REQUIREMENTS: Strip the pictures and reproduce the rest of the listing exactly.

+--

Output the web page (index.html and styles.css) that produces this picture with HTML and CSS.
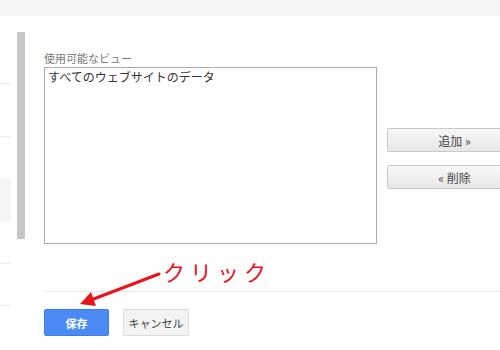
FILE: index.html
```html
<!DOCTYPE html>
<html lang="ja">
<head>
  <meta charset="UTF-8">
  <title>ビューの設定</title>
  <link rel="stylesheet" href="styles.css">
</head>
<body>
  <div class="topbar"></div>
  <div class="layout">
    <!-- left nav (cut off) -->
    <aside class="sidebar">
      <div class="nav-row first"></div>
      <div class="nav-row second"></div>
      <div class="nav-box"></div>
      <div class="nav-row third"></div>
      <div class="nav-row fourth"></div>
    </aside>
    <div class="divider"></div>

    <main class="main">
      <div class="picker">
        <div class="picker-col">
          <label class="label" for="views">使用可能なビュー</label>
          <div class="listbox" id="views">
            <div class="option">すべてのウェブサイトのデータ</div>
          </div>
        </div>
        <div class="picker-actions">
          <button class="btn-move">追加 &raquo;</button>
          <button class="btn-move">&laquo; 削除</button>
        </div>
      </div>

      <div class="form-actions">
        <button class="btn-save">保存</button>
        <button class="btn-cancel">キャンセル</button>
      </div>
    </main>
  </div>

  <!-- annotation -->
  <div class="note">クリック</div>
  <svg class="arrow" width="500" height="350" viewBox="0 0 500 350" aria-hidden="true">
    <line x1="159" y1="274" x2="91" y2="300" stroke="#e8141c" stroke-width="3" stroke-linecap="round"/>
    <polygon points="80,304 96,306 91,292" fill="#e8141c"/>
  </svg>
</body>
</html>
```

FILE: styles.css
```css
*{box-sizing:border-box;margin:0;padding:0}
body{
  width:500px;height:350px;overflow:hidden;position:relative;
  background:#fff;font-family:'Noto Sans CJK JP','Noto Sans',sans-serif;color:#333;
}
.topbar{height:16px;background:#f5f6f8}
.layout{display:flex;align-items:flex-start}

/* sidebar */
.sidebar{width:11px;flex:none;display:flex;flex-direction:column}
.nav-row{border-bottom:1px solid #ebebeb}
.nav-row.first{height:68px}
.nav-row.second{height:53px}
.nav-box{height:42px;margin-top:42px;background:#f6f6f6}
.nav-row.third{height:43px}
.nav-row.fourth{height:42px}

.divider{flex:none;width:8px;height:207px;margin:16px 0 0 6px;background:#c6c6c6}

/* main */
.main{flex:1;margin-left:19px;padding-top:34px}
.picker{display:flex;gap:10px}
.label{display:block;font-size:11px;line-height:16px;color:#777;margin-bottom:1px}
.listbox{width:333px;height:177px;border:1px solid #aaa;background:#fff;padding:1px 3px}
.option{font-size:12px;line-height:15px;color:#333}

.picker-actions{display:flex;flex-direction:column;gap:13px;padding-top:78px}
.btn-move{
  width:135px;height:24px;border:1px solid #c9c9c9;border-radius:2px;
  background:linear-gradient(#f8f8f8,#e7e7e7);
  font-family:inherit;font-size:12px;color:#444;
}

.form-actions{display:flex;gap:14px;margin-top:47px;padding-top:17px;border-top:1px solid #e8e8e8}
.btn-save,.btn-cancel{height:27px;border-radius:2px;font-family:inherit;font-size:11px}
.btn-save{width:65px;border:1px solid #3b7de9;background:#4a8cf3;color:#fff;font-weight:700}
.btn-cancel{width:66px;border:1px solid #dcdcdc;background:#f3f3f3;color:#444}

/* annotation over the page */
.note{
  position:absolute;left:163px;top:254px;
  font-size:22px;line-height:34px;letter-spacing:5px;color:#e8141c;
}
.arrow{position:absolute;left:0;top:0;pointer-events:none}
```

+--

ANSWER:
Output the web page (index.html and styles.css) that produces this picture with HTML and CSS.
FILE: index.html
```html
<!DOCTYPE html>
<html lang="ja">
<head>
  <meta charset="UTF-8">
  <title>ビューの設定</title>
  <link rel="stylesheet" href="styles.css">
</head>
<body>
  <div class="topbar"></div>
  <div class="layout">
    <!-- left nav (cut off) -->
    <aside class="sidebar">
      <div class="nav-row first"></div>
      <div class="nav-row second"></div>
      <div class="nav-box"></div>
      <div class="nav-row third"></div>
      <div class="nav-row fourth"></div>
    </aside>
    <div class="divider"></div>

    <main class="main">
      <div class="picker">
        <div class="picker-col">
          <label class="label" for="views">使用可能なビュー</label>
          <div class="listbox" id="views">
            <div class="option">すべてのウェブサイトのデータ</div>
          </div>
        </div>
        <div class="picker-actions">
          <button class="btn-move">追加 &raquo;</button>
          <button class="btn-move">&laquo; 削除</button>
        </div>
      </div>

      <div class="form-actions">
        <button class="btn-save">保存</button>
        <button class="btn-cancel">キャンセル</button>
      </div>
    </main>
  </div>

  <!-- annotation -->
  <div class="note">クリック</div>
  <svg class="arrow" width="500" height="350" viewBox="0 0 500 350" aria-hidden="true">
    <line x1="159" y1="274" x2="91" y2="300" stroke="#e8141c" stroke-width="3" stroke-linecap="round"/>
    <polygon points="80,304 96,306 91,292" fill="#e8141c"/>
  </svg>
</body>
</html>
```

FILE: styles.css
```css
*{box-sizing:border-box;margin:0;padding:0}
body{
  width:500px;height:350px;overflow:hidden;position:relative;
  background:#fff;font-family:'Noto Sans CJK JP','Noto Sans',sans-serif;color:#333;
}
.topbar{height:16px;background:#f5f6f8}
.layout{display:flex;align-items:flex-start}

/* sidebar */
.sidebar{width:11px;flex:none;display:flex;flex-direction:column}
.nav-row{border-bottom:1px solid #ebebeb}
.nav-row.first{height:68px}
.nav-row.second{height:53px}
.nav-box{height:42px;margin-top:42px;background:#f6f6f6}
.nav-row.third{height:43px}
.nav-row.fourth{height:42px}

.divider{flex:none;width:8px;height:207px;margin:16px 0 0 6px;background:#c6c6c6}

/* main */
.main{flex:1;margin-left:19px;padding-top:34px}
.picker{display:flex;gap:10px}
.label{display:block;font-size:11px;line-height:16px;color:#777;margin-bottom:1px}
.listbox{width:333px;height:177px;border:1px solid #aaa;background:#fff;padding:1px 3px}
.option{font-size:12px;line-height:15px;color:#333}

.picker-actions{display:flex;flex-direction:column;gap:13px;padding-top:78px}
.btn-move{
  width:135px;height:24px;border:1px solid #c9c9c9;border-radius:2px;
  background:linear-gradient(#f8f8f8,#e7e7e7);
  font-family:inherit;font-size:12px;color:#444;
}

.form-actions{display:flex;gap:14px;margin-top:47px;padding-top:17px;border-top:1px solid #e8e8e8}
.btn-save,.btn-cancel{height:27px;border-radius:2px;font-family:inherit;font-size:11px}
.btn-save{width:65px;border:1px solid #3b7de9;background:#4a8cf3;color:#fff;font-weight:700}
.btn-cancel{width:66px;border:1px solid #dcdcdc;background:#f3f3f3;color:#444}

/* annotation over the page */
.note{
  position:absolute;left:163px;top:254px;
  font-size:22px;line-height:34px;letter-spacing:5px;color:#e8141c;
}
.arrow{position:absolute;left:0;top:0;pointer-events:none}
```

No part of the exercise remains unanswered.